- Instructions to follow:
Quote the listing below in full and exactly as written, but omit every picture.

- Given information:
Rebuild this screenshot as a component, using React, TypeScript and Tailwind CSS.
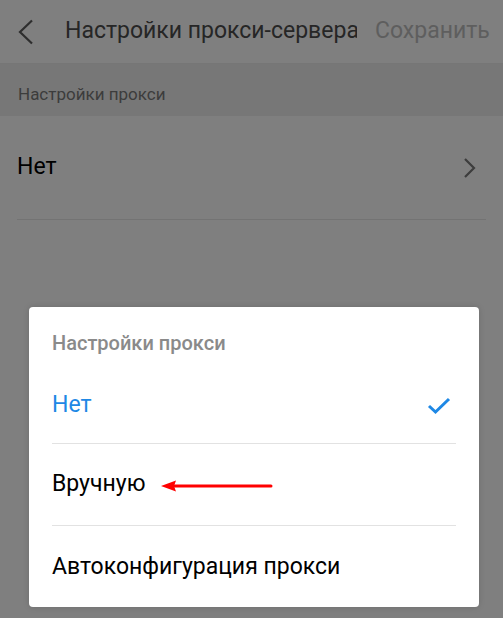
export default function App() {
  return (
    <div
      className="relative h-[618px] w-[503px] overflow-hidden bg-[#7f7f7f]"
      style={{ fontFamily: "Roboto, 'Noto Sans', sans-serif" }}
    >
      <header className="flex h-[64px] items-center border-b border-[#767676]">
        <div className="flex w-[65px] shrink-0 justify-start pl-[17px]">
          <svg width="18" height="26" viewBox="0 0 18 26">
            <path d="M15 1.5 L3 13 L15 24.5" fill="none" stroke="#2e2e2e" strokeWidth="2.2" />
          </svg>
        </div>
        <div className="w-[292px] shrink-0 overflow-hidden whitespace-nowrap text-[23px] text-[#262626]">
          Настройки прокси-сервера
        </div>
        <div className="ml-[18px] whitespace-nowrap text-[23px] text-[#5e5e5e]">Сохранить</div>
      </header>

      <div className="flex h-[52px] items-center bg-[#777777] px-[18px] pt-[10px] text-[17px] text-[#3c3c3c]">
        Настройки прокси
      </div>

      <div className="mx-[17px] flex h-[104px] items-center justify-between border-b border-[#737373]">
        <span className="text-[23px] text-black">Нет</span>
        <svg width="14" height="22" viewBox="0 0 14 22" className="mr-[9px]">
          <path d="M2 2 L11 11 L2 20" fill="none" stroke="#3d3d3d" strokeWidth="2.2" />
        </svg>
      </div>

      <div className="absolute left-[29px] top-[307px] w-[450px] rounded-[4px] bg-white px-[23px] shadow-[0_0_6px_rgba(0,0,0,0.15)]">
        <div className="flex h-[70px] items-center pt-[2px] text-[20px] font-medium text-[#8a8a8a]">
          Настройки прокси
        </div>
        <div className="flex h-[67px] items-center justify-between border-b border-[#e2e2e2] pb-[9px]">
          <span className="text-[23px] text-[#1e88e5]">Нет</span>
          <svg width="24" height="18" viewBox="0 0 24 18" className="mr-[5px]">
            <path d="M2 9 L8.5 15 L22 2" fill="none" stroke="#1e88e5" strokeWidth="3" />
          </svg>
        </div>
        <div className="flex h-[82px] items-center border-b border-[#e2e2e2]">
          <span className="text-[23px] text-black">Вручную</span>
          <svg width="112" height="12" viewBox="0 0 112 12" className="ml-[16px] mt-[2px]">
            <path d="M0 6 L15 0.5 L13 6 L15 11.5 Z" fill="#ff0000" />
            <path d="M12 6 L110 6" stroke="#ff0000" strokeWidth="3" strokeLinecap="round" />
          </svg>
        </div>
        <div className="flex h-[81px] items-center pt-[2px]">
          <span className="text-[23px] text-black">Автоконфигурация прокси</span>
        </div>
      </div>
    </div>
  );
}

- Written solution:
Rebuild this screenshot as a component, using React, TypeScript and Tailwind CSS.
export default function App() {
  return (
    <div
      className="relative h-[618px] w-[503px] overflow-hidden bg-[#7f7f7f]"
      style={{ fontFamily: "Roboto, 'Noto Sans', sans-serif" }}
    >
      <header className="flex h-[64px] items-center border-b border-[#767676]">
        <div className="flex w-[65px] shrink-0 justify-start pl-[17px]">
          <svg width="18" height="26" viewBox="0 0 18 26">
            <path d="M15 1.5 L3 13 L15 24.5" fill="none" stroke="#2e2e2e" strokeWidth="2.2" />
          </svg>
        </div>
        <div className="w-[292px] shrink-0 overflow-hidden whitespace-nowrap text-[23px] text-[#262626]">
          Настройки прокси-сервера
        </div>
        <div className="ml-[18px] whitespace-nowrap text-[23px] text-[#5e5e5e]">Сохранить</div>
      </header>

      <div className="flex h-[52px] items-center bg-[#777777] px-[18px] pt-[10px] text-[17px] text-[#3c3c3c]">
        Настройки прокси
      </div>

      <div className="mx-[17px] flex h-[104px] items-center justify-between border-b border-[#737373]">
        <span className="text-[23px] text-black">Нет</span>
        <svg width="14" height="22" viewBox="0 0 14 22" className="mr-[9px]">
          <path d="M2 2 L11 11 L2 20" fill="none" stroke="#3d3d3d" strokeWidth="2.2" />
        </svg>
      </div>

      <div className="absolute left-[29px] top-[307px] w-[450px] rounded-[4px] bg-white px-[23px] shadow-[0_0_6px_rgba(0,0,0,0.15)]">
        <div className="flex h-[70px] items-center pt-[2px] text-[20px] font-medium text-[#8a8a8a]">
          Настройки прокси
        </div>
        <div className="flex h-[67px] items-center justify-between border-b border-[#e2e2e2] pb-[9px]">
          <span className="text-[23px] text-[#1e88e5]">Нет</span>
          <svg width="24" height="18" viewBox="0 0 24 18" className="mr-[5px]">
            <path d="M2 9 L8.5 15 L22 2" fill="none" stroke="#1e88e5" strokeWidth="3" />
          </svg>
        </div>
        <div className="flex h-[82px] items-center border-b border-[#e2e2e2]">
          <span className="text-[23px] text-black">Вручную</span>
          <svg width="112" height="12" viewBox="0 0 112 12" className="ml-[16px] mt-[2px]">
            <path d="M0 6 L15 0.5 L13 6 L15 11.5 Z" fill="#ff0000" />
            <path d="M12 6 L110 6" stroke="#ff0000" strokeWidth="3" strokeLinecap="round" />
          </svg>
        </div>
        <div className="flex h-[81px] items-center pt-[2px]">
          <span className="text-[23px] text-black">Автоконфигурация прокси</span>
        </div>
      </div>
    </div>
  );
}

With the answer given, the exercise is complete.